The Taburiente domain is an enormous truncated cone-shaped relief with a semicircular plant that currently rises to 2,426 m (Roque de los Muchachos), with a large central depression of erosive origin: the Caldera de Taburiente. It has its origin in the superposition of large central volcanoes (stratovolcanoes) whose craters have followed one another by progressive reactivation, always in the same place. Since the island's emergence, successive subaerial volcanic stages have piled up materials vertically to heights of over 3,000 m. The result of these constructive processes is the circular form that presents the domain, as a single huge central volcano. The entire subaerial phase rested discordantly on underwater volcanic materials that were heavily traversed by basic dikes that constitute the so-called Basal Complex (4 Ma).


The rise of this formation exceeded sea level and was later instructed by gabbros and dikes which are interpreted as the magmatic chambers and emission ducts of the subsequent eruptions. The first subaerial emissions constitute the so-called Garafía volcano (1.77 Ma), which was very hidden by the later volcanic phases and composed of mostly basaltic flows, crossed by basic vertical-subvertical dikes. The Taburiente volcano was built on top of it, with a thick lower section (1.20 Ma) of agglomerates and basic slide breccias that covered almost the entire emerged island. A large pile of basaltic flows was formed above it. Subsequently, the upper section (1.1-0.80 Ma) was emitted, with a similar composition to the previous one and crowned by frequent strombolian cones, also basaltic, some of them hydromagnetic. Finally, a subrecent phase (0.80-0.71 Ma) of phonolytic and tephritic cones was produced.

Geological units of La Palma

About half a million years ago, at the end of the construction of the Taburiente complex, the accumulation of material on the southern flank must have been so great that, due to gravitational instability or increasing lithostatic pressure, a great collapse occurred, known as the Aridane slide. The volume of the mobilized material has been estimated between 180-200 km³ and it is located at the bottom of the sea covering the slope of the island. The resulting depression created the Aridane Valley, which was occupied by the Bejenado volcano (1,854 m) emitted 0.530 Ma ago, which was sustained by the materials that were left uncovered from the substrate of the Basal Complex. Phonolithic lava flows were emitted. Bejenado has steep slopes, the center of which must have been located further north, inside the Caldera. The rapid erosive widening of the caldera and the possible landslides it suffered have completely dismantled the northern flank of this building. The maximum thickness on the underwater substrate of the Basal Complex is about 600 m at Pico Bejenado.

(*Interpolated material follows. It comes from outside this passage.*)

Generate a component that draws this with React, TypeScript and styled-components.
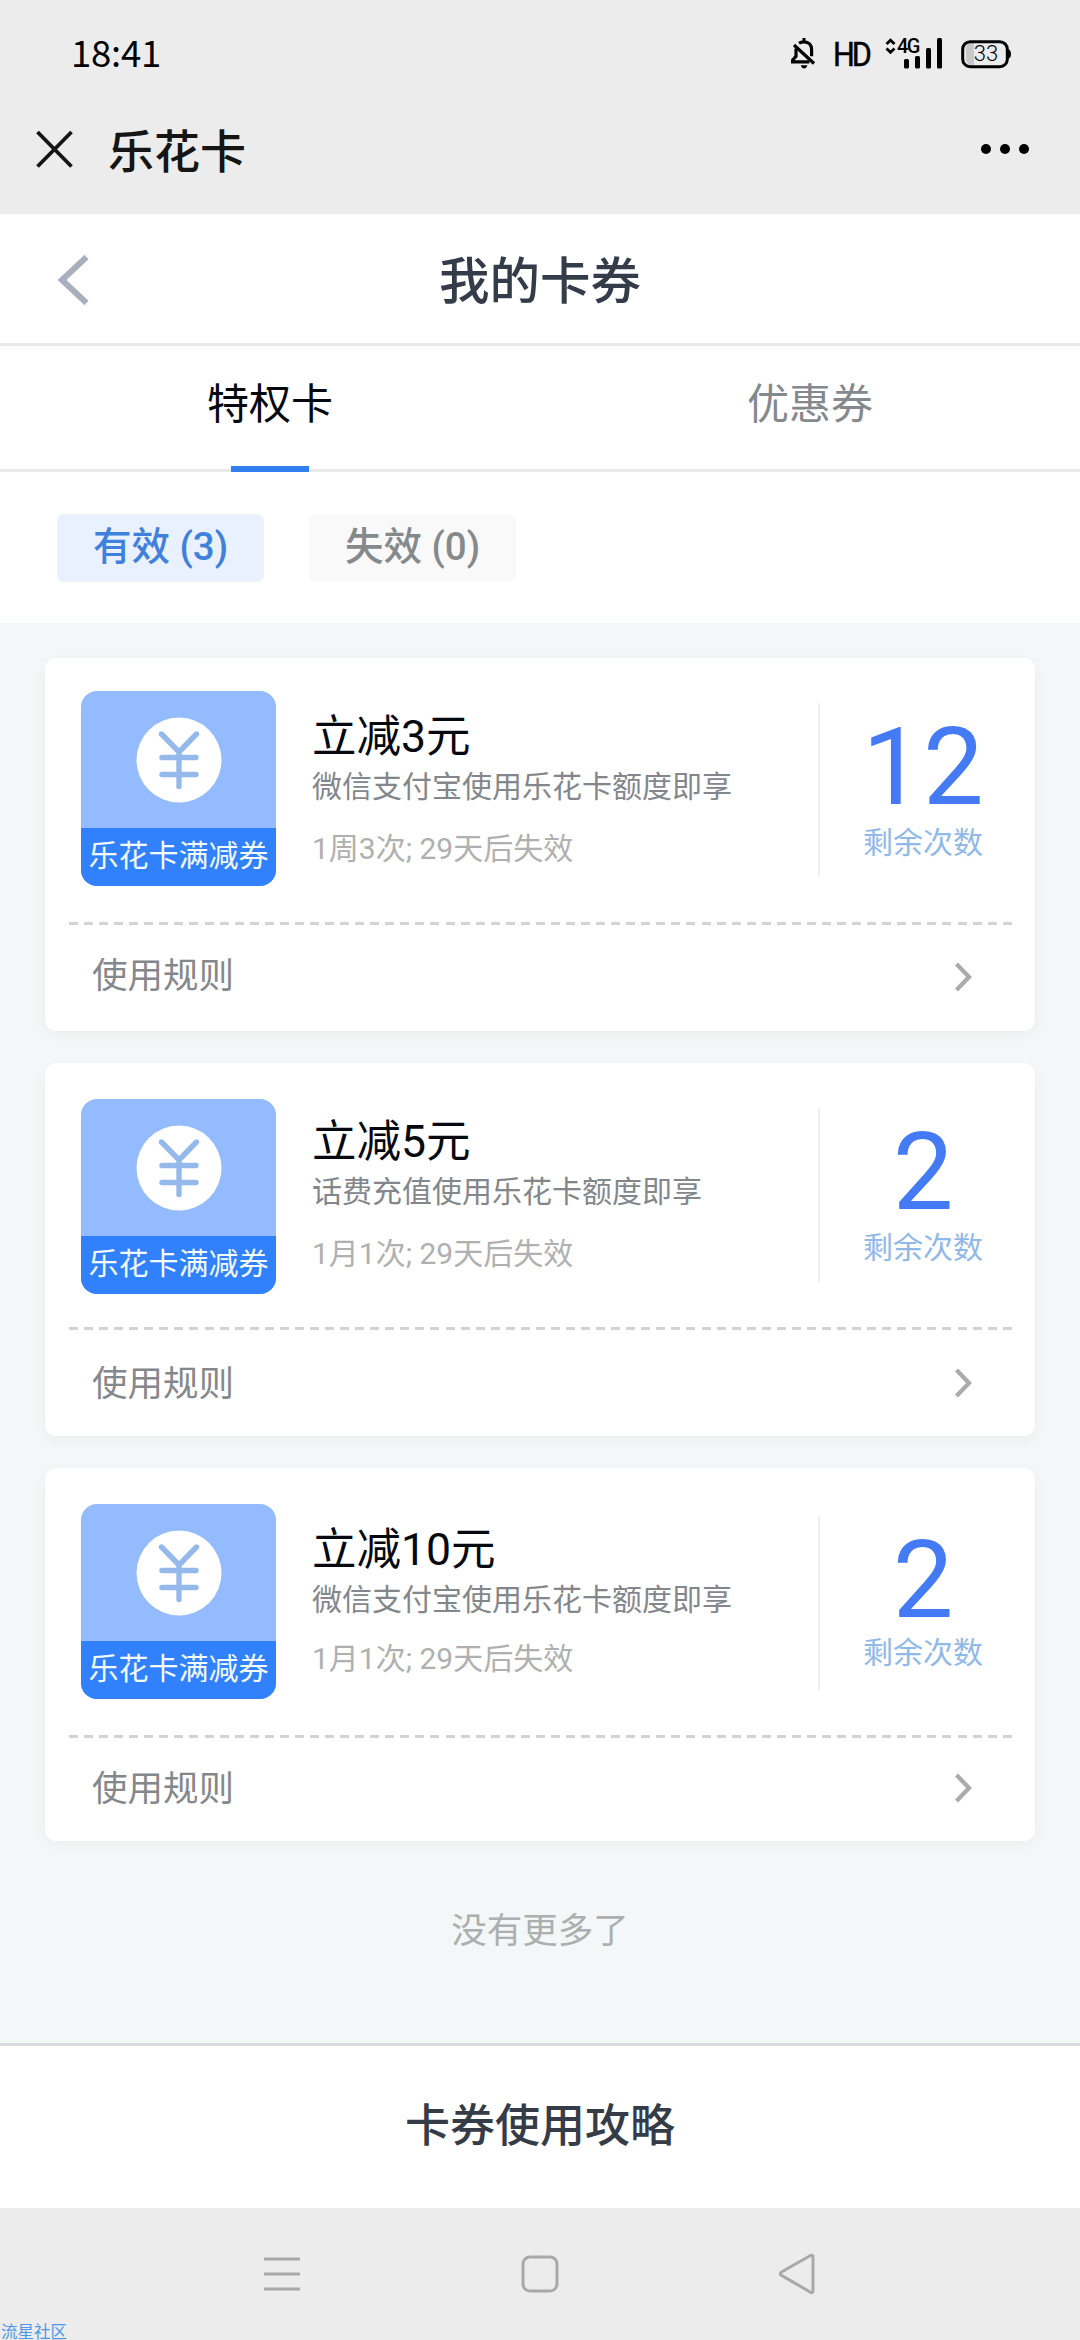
import React from "react";
import styled, { createGlobalStyle } from "styled-components";

const GlobalStyle = createGlobalStyle`
  * { box-sizing: border-box; }
  html, body { margin: 0; padding: 0; }
  body { font-family: Roboto, "Noto Sans CJK SC", sans-serif; background: #ececec; }
`;

const Screen = styled.div`
  position: relative;
  display: flex;
  flex-direction: column;
  width: 1080px;
  height: 2340px;
  overflow: hidden;
  background: #f4f7f7;
`;

const StatusBar = styled.header`
  display: flex;
  align-items: center;
  height: 108px;
  padding: 0 68px 0 71px;
  background: #ececec;
  color: #000;
`;

const Clock = styled.span`
  flex: 1;
  padding-bottom: 5px;
  font-family: "Noto Sans CJK SC", sans-serif;
  font-size: 36.5px;
  line-height: 50px;
  letter-spacing: -0.2px;
`;

const HdLabel = styled.span`
  width: 38px;
  margin: 0 14px 0 16px;
  font-size: 34px;
  line-height: 40px;
  letter-spacing: -3.4px;
  -webkit-text-stroke: 0.5px #000;
  transform: scaleX(0.9);
  transform-origin: left;
`;

const Signal = styled.div`
  position: relative;
  width: 58px;
  height: 32px;
  margin-right: 18px;
`;

const NetworkLabel = styled.span`
  position: absolute;
  left: 12px;
  top: 0;
  font-size: 20px;
  line-height: 17px;
  font-weight: 500;
  letter-spacing: -1.5px;
`;

const Battery = styled.div`
  position: relative;
  width: 51px;
  height: 30px;
`;

const BatteryLabel = styled.span`
  position: absolute;
  left: 0;
  top: 0;
  width: 51px;
  font-size: 22px;
  font-weight: 300;
  line-height: 29px;
  text-align: center;
  text-indent: -1px;
`;

const AppBar = styled.div`
  display: flex;
  align-items: center;
  height: 106px;
  padding: 0 50px 24px 36px;
  background: #ececec;
`;

const AppName = styled.span`
  flex: 1;
  padding: 6px 0 0 35px;
  font-size: 46px;
  font-weight: 500;
  line-height: 64px;
  color: #151515;
`;

const PageHeader = styled.div`
  display: grid;
  grid-template-columns: 100px 1fr 100px;
  align-items: center;
  height: 132px;
  border-bottom: 3px solid #e9e9e9;
  background: #fff;
`;

const BackButton = styled.button`
  display: flex;
  padding: 2px 0 0 57px;
  border: 0;
  background: none;
`;

const PageTitle = styled.h1`
  margin: 0;
  padding-top: 6px;
  font-size: 50.5px;
  font-weight: 500;
  line-height: 70px;
  text-align: center;
  color: #353c49;
`;

const Tabs = styled.div`
  display: flex;
  height: 126px;
  border-bottom: 3px solid #e9e9e9;
  background: #fff;
`;

const Tab = styled.div<{ $active?: boolean }>`
  position: relative;
  flex: 1;
  padding-top: 29px;
  font-size: 42px;
  line-height: 60px;
  text-align: center;
  color: ${(p) => (p.$active ? "#05080f" : "#84898e")};

  &::after {
    content: "";
    position: absolute;
    display: ${(p) => (p.$active ? "block" : "none")};
    left: 231px;
    bottom: -3px;
    width: 78px;
    height: 6px;
    background: #317ff0;
  }
`;

const Filters = styled.div`
  display: flex;
  gap: 45px;
  height: 151px;
  padding: 42px 57px 0;
  background: #fff;
`;

const Filter = styled.div<{ $active?: boolean }>`
  width: 207px;
  height: 68px;
  border-radius: 7px;
  font-size: 38.5px;
  font-weight: 500;
  line-height: 66px;
  text-align: center;
  background: ${(p) => (p.$active ? "#e9f1fe" : "#f9f9f9")};
  color: ${(p) => (p.$active ? "#3f80dc" : "#85898c")};
`;

const CardList = styled.main`
  display: flex;
  flex-direction: column;
  gap: 32px;
  padding: 35px 45px 0;
`;

const Card = styled.section`
  height: 373px;
  border-radius: 11px;
  background: #fff;
  box-shadow: 0 4px 12px rgba(90, 80, 80, 0.05);
`;

const CardTop = styled.div<{ $height: number }>`
  display: flex;
  height: ${(p) => p.$height}px;
`;

const Badge = styled.div<{ $top: number }>`
  display: flex;
  flex-direction: column;
  width: 195px;
  height: 195px;
  margin: ${(p) => p.$top}px 0 0 36px;
  border-radius: 16px;
  overflow: hidden;
  background: #94bbfd;
`;

const BadgeIcon = styled.div`
  display: flex;
  justify-content: center;
  height: 137px;
  padding-top: 26px;
`;

const BadgeLabel = styled.div`
  height: 58px;
  background: #3180fc;
  color: #f2fbff;
  font-size: 30px;
  line-height: 55px;
  text-align: center;
  white-space: nowrap;
`;

const Info = styled.div<{ $top: number }>`
  flex: 1;
  padding: ${(p) => p.$top}px 0 0 36px;
`;

const OfferTitle = styled.h2`
  margin: 0;
  font-size: 44.5px;
  font-weight: 400;
  line-height: 60px;
  color: #06090f;
`;

const OfferText = styled.p`
  margin: 0;
  font-size: 30px;
  line-height: 39px;
  white-space: nowrap;
  color: #83878c;
`;

const OfferMeta = styled.p<{ $gap: number }>`
  margin: ${(p) => p.$gap}px 0 0;
  font-size: 30px;
  line-height: 40px;
  color: #b0b0b0;
`;

const Count = styled.div<{ $top: number }>`
  width: 217px;
  height: 174px;
  margin-top: ${(p) => p.$top}px;
  padding: 14px 9px 0 0;
  border-left: 2px solid #eeeff0;
  text-align: center;
`;

const CountValue = styled.div`
  font-size: 108px;
  line-height: 100px;
  color: #447bf5;
`;

const CountLabel = styled.div<{ $gap: number }>`
  margin-top: ${(p) => p.$gap}px;
  font-size: 30px;
  line-height: 40px;
  color: #8fb9e8;
`;

const Perforation = styled.div`
  height: 3px;
  margin: 0 22px 0 24px;
  background: repeating-linear-gradient(90deg, #d3d3d3 0 9px, transparent 9px 15.06px);
`;

const RuleRow = styled.div<{ $top: number }>`
  display: flex;
  justify-content: space-between;
  align-items: flex-start;
  height: 80px;
  padding: 0 63px 0 47px;
  font-size: 35.5px;
  color: #84888d;

  span {
    padding-top: ${(p) => p.$top}px;
    line-height: 50px;
  }
`;

const RuleArrow = styled.svg<{ $top: number }>`
  margin-top: ${(p) => p.$top}px;
`;

const EndNote = styled.p`
  flex: 1;
  margin: 0;
  padding-top: 65px;
  font-size: 35.5px;
  line-height: 50px;
  text-align: center;
  color: #acafaf;
`;

const GuideBar = styled.div`
  height: 165px;
  padding-top: 49px;
  border-top: 3px solid #d7dcdf;
  background: #fff;
  font-size: 45px;
  font-weight: 500;
  line-height: 64px;
  text-align: center;
  color: #363c47;
`;

const SystemNav = styled.nav`
  display: flex;
  justify-content: space-between;
  height: 132px;
  padding: 44px 264px 0 263px;
  background: #ececec;
`;

const Watermark = styled.span`
  position: absolute;
  left: 1px;
  bottom: 0;
  font-family: "Noto Sans CJK SC", sans-serif;
  font-size: 16.5px;
  line-height: 17px;
  color: #4b9ae8;
`;

interface Coupon {
  title: string;
  text: string;
  meta: string;
  count: number;
  badgeTop: number;
  infoTop: number;
  metaGap: number;
  countTop: number;
  labelGap: number;
  topHeight: number;
  ruleTop: number;
  arrowTop: number;
}

const coupons: Coupon[] = [
  {
    title: "立减3元", text: "微信支付宝使用乐花卡额度即享", meta: "1周3次; 29天后失效", count: 12,
    badgeTop: 33, infoTop: 49, metaGap: 23, countTop: 45, labelGap: 6, topHeight: 264, ruleTop: 26, arrowTop: 37,
  },
  {
    title: "立减5元", text: "话费充值使用乐花卡额度即享", meta: "1月1次; 29天后失效", count: 2,
    badgeTop: 36, infoTop: 49, metaGap: 23, countTop: 45, labelGap: 6, topHeight: 264, ruleTop: 29, arrowTop: 38,
  },
  {
    title: "立减10元", text: "微信支付宝使用乐花卡额度即享", meta: "1月1次; 29天后失效", count: 2,
    badgeTop: 36, infoTop: 52, metaGap: 20, countTop: 48, labelGap: 3, topHeight: 267, ruleTop: 26, arrowTop: 35,
  },
];

function MutedBell() {
  return (
    <svg width="26" height="32" viewBox="0 0 26 32" fill="none" stroke="#000" strokeWidth="3.2">
      <path d="M3 7l20 18.5" />
      <path d="M8 5.2c1.4-1 3-1.4 5-1.4 4.6 0 7.6 3 7.6 7.6v6.8M5 10.5v7.8l-3.6 4v1.6h17" />
      <path d="M13 0v4" strokeWidth="3" />
      <path d="M9.8 27.2h6.6c-.4 2-1.6 3.2-3.3 3.2s-2.9-1.200-3.3-3.200z" fill="#000" stroke="none" />
    </svg>
  );
}

function CouponCard({ item }: { item: Coupon }) {
  return (
    <Card>
      <CardTop $height={item.topHeight}>
        <Badge $top={item.badgeTop}>
          <BadgeIcon>
            <svg width="86" height="86" viewBox="0 0 86 86">
              <circle cx="43" cy="43" r="42.500" fill="#fff" />
              <path
                d="M25.500 17L43 35l17.500-18M43 35v34.500M26 40.500h34M26 57.500h34"
                fill="none" stroke="#96b9ec" strokeWidth="5.400" strokeLinecap="round" strokeLinejoin="round"
              />
            </svg>
          </BadgeIcon>
          <BadgeLabel>乐花卡满减券</BadgeLabel>
        </Badge>
        <Info $top={item.infoTop}>
          <OfferTitle>{item.title}</OfferTitle>
          <OfferText>{item.text}</OfferText>
          <OfferMeta $gap={item.metaGap}>{item.meta}</OfferMeta>
        </Info>
        <Count $top={item.countTop}>
          <CountValue>{item.count}</CountValue>
          <CountLabel $gap={item.labelGap}>剩余次数</CountLabel>
        </Count>
      </CardTop>
      <Perforation />
      <RuleRow $top={item.ruleTop}>
        <span>使用规则</span>
        <RuleArrow $top={item.arrowTop} width="18" height="30" viewBox="0 0 18 30">
          <path d="M2.500 2l12.500 13L2.500 28" fill="none" stroke="#ababab" strokeWidth="4.300" />
        </RuleArrow>
      </RuleRow>
    </Card>
  );
}

export default function App() {
  return (
    <>
      <GlobalStyle />
      <Screen>
        <StatusBar>
          <Clock>18:41</Clock>
          <MutedBell />
          <HdLabel>HD</HdLabel>
          <Signal>
            <svg width="58" height="32" viewBox="0 0 58 32">
              <path d="M1.500 6l4-3.800 4 3.800M1.500 10.500l4 3.800 4-3.800" fill="none" stroke="#000" strokeWidth="2.800" />
              <g fill="#000">
                <rect x="19" y="21" width="5" height="9.500" rx="1.500" />
                <rect x="30" y="18" width="5" height="12.500" rx="1.500" />
                <rect x="41" y="10" width="5" height="20.500" rx="1.500" />
                <rect x="52" y="0" width="5" height="30.500" rx="1.500" />
              </g>
            </svg>
            <NetworkLabel>4G</NetworkLabel>
          </Signal>
          <Battery>
            <svg width="51" height="30" viewBox="0 0 51 30">
              <path d="M13 4v22h-3q-5-1-5-6V10q0-5 5-6z" fill="#c8c8c8" />
              <rect x="1.700" y="2.700" width="44.600" height="25" rx="7.500" fill="none" stroke="#000" strokeWidth="3" />
              <path d="M47 10q3 1 3 5t-3 5z" fill="#000" />
            </svg>
            <BatteryLabel>33</BatteryLabel>
          </Battery>
        </StatusBar>
        <AppBar>
          <svg width="37" height="38" viewBox="0 0 37 38">
            <path d="M1.500 2l34 34.500M35.500 2l-34 34.500" stroke="#151515" strokeWidth="3.800" />
          </svg>
          <AppName>乐花卡</AppName>
          <svg width="50" height="12" viewBox="0 0 50 12">
            <circle cx="6" cy="6" r="5" />
            <circle cx="25" cy="6" r="5" />
            <circle cx="44" cy="6" r="5" />
          </svg>
        </AppBar>
        <PageHeader>
          <BackButton aria-label="返回">
            <svg width="33" height="50" viewBox="0 0 33 50">
              <path d="M29.500 2L5 25l24.500 23" fill="none" stroke="#a8b0be" strokeWidth="6" />
            </svg>
          </BackButton>
          <PageTitle>我的卡券</PageTitle>
        </PageHeader>
        <Tabs>
          <Tab $active>特权卡</Tab>
          <Tab>优惠券</Tab>
        </Tabs>
        <Filters>
          <Filter $active>有效 (3)</Filter>
          <Filter>失效 (0)</Filter>
        </Filters>
        <CardList>
          {coupons.map((item) => (
            <CouponCard key={item.title} item={item} />
          ))}
        </CardList>
        <EndNote>没有更多了</EndNote>
        <GuideBar>卡券使用攻略</GuideBar>
        <SystemNav>
          <svg width="38" height="44" viewBox="0 0 38 44" stroke="#a9a9a9" strokeWidth="3">
            <path d="M1 7h36M1 22h36M1 37h36" />
          </svg>
          <svg width="38" height="44" viewBox="0 0 38 44" fill="none" stroke="#a9a9a9" strokeWidth="3">
            <rect x="2" y="5" width="34" height="34" rx="7" />
          </svg>
          <svg width="38" height="44" viewBox="0 0 38 44" fill="none" stroke="#a9a9a9" strokeWidth="3">
            <path d="M32.500 3.500L3.500 20q-2.500 1.700 0 3.400l29 16.800q2.500 1.200 2.500-1.500V5q0-2.700-2.500-1.500z" />
          </svg>
        </SystemNav>
        <Watermark>流星社区</Watermark>
      </Screen>
    </>
  );
}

On the sides of the mouth of the Las Angustias ravine there are thick deposits of sand and gravel that form two large walls. They extend upstream to the area of La Viña, and have a maximum thickness of about 300 m. The resulting sedimentation on reaching the edge of the sea forms a fan delta. In the lower parts of the deposit there are phonolytic lava flows interspersed, with a composition similar to that of the Bejenado building, which leads us to believe that both events were, in part, simultaneous.


The entire Taburiente Domain is, at present, totally inactive. Volcanism migrated southwards through the eruptive fissure of the Dorsal or Cumbre Vieja.


The dorsal domain corresponds to the southern half of the island and is structured by an eruptive axis in a north-south direction, in which two sectors with well-defined reliefs can be clearly distinguished: Cumbre Nueva, or northern sector, with a very regular height of around 1,400 m, a length of about 7 km and an arched shape. Cumbre Vieja, or southern sector, which constitutes a volcanic structure that reactivates towards 0.123 Ma through the 21.5 km long N-S rift that builds what is called the Cumbre Vieja Ridge. The six historical eruptions (last 500 years) on the island have taken place on this ridge, the last two in the 20th century (1949 and 1971). It is mainly formed by the concentration of fissures and the rift zone, which individualize two very pronounced slopes, eastern and western. At all times, the lava flows ran along the sides and reached the coast most of the time, occupying the seabed and fossilizing the previous cliff which is now seen as a paleo-cliff. The materials that were emitted are mainly basic alkaline lava flows (alkaline basalts, basanites, trachyba-salts and tephrites) and strombolian-type pyroclastic deposits. There are also a significant number of phonolytic domes scattered over the rift, such as the Teneguía dome that gave its name to the forelast eruption on the island. The current seismicity of the island is clearly associated with this Cumbre Vieja ridge.